Try being motivated about educating yourself and achieving great things in life through your education and work. That is often a good motivator.

I can't stand the fact that my love is being brainwashed and deluded - it's hurting me too much, and I want to help her.

You know how you can help her? By not pushing the discussion. Let it come naturally, and on its own. If she wants to know, she will come to you and ask. If you push and become aggressive and start proselytizing every chance you get, you will only push her deeper into her religion, or worse.

Just let it go. She loves you for what you are, do the same for her, but don't shy away from discussion either. If she brings it up, defend your rationality, question her beliefs, but don't push it.

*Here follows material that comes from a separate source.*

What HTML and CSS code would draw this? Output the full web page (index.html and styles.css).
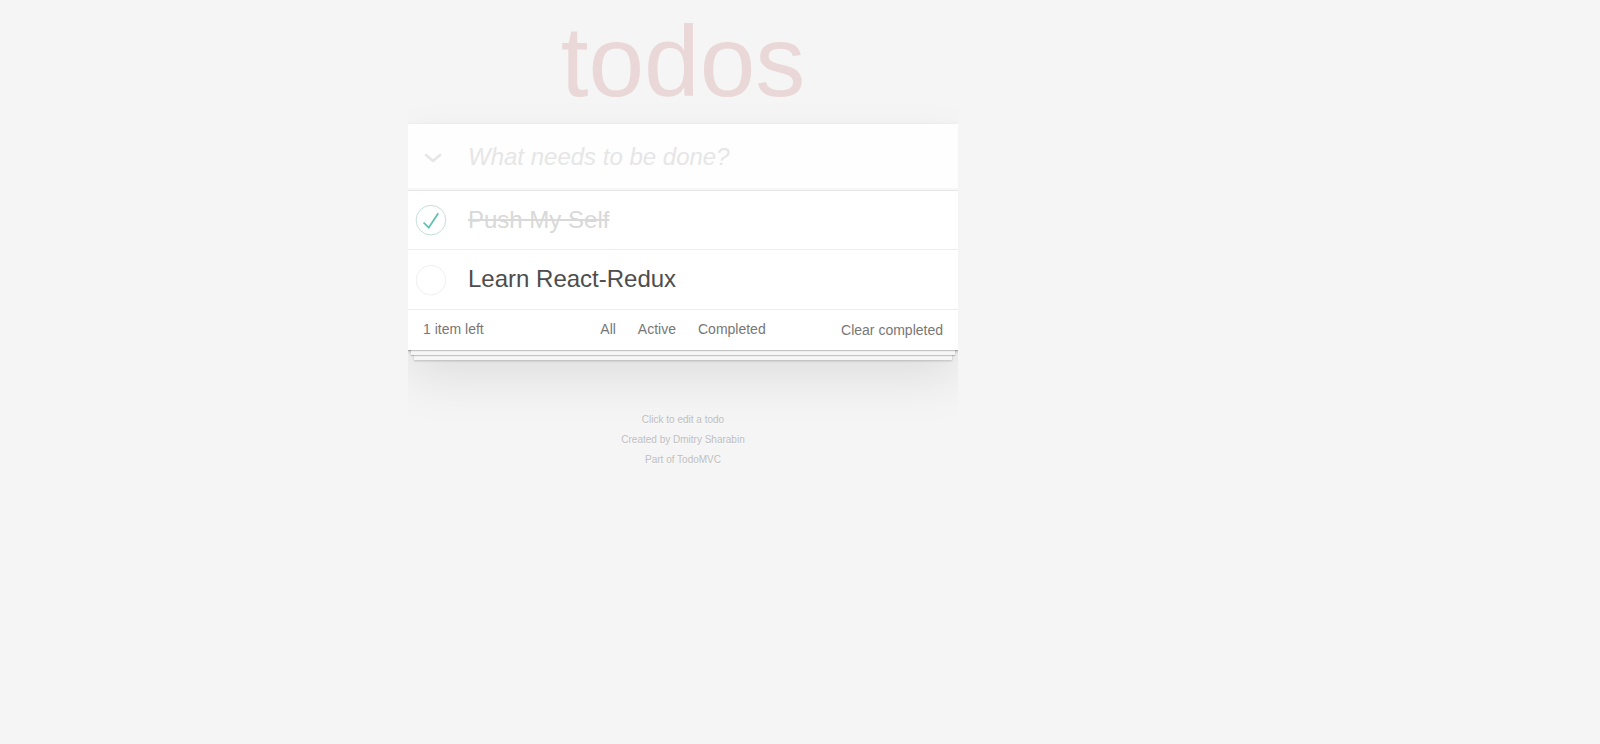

Try being motivated about educating yourself and achieving great things in life through your education and work. That is often a good motivator.

I agree with this. He needs to let his life revolve around HIM. A life that seems to have meaning only in reference to someone else isn't a life worth living. I think one reason he might be well-served to break it off is to learn to be good company for himself.

I used to enjoy the company of myself.. in fact, I used to be very lonely. When I met her I was suddenly very happy, and that gave me a lot of motivation.

The thing is.. that I didn't use to see myself being with somebody. I always thought I'd be lonely. I felt like my work wouldn't be appreciated by anyone close to me. My parents aren't even interested in my works (I'm a music composer). She, however, was so interested in my works. She was glad for anything I would do. That made me do things for her. Hadn't it been for her, I would've not produced any songs for at least 8 months or more.

Oh.. I'm carried away. Sorry. The underlying idea is that she appreciates my work when nobody else does. And that motivates me highly.

RE: "The underlying idea is that she appreciates my work when nobody else does. And that motivates me highly." - and you're willing to risk losing all that over a difference in belief systems?

No, not anymore. I will change my personality to better suit her into my life.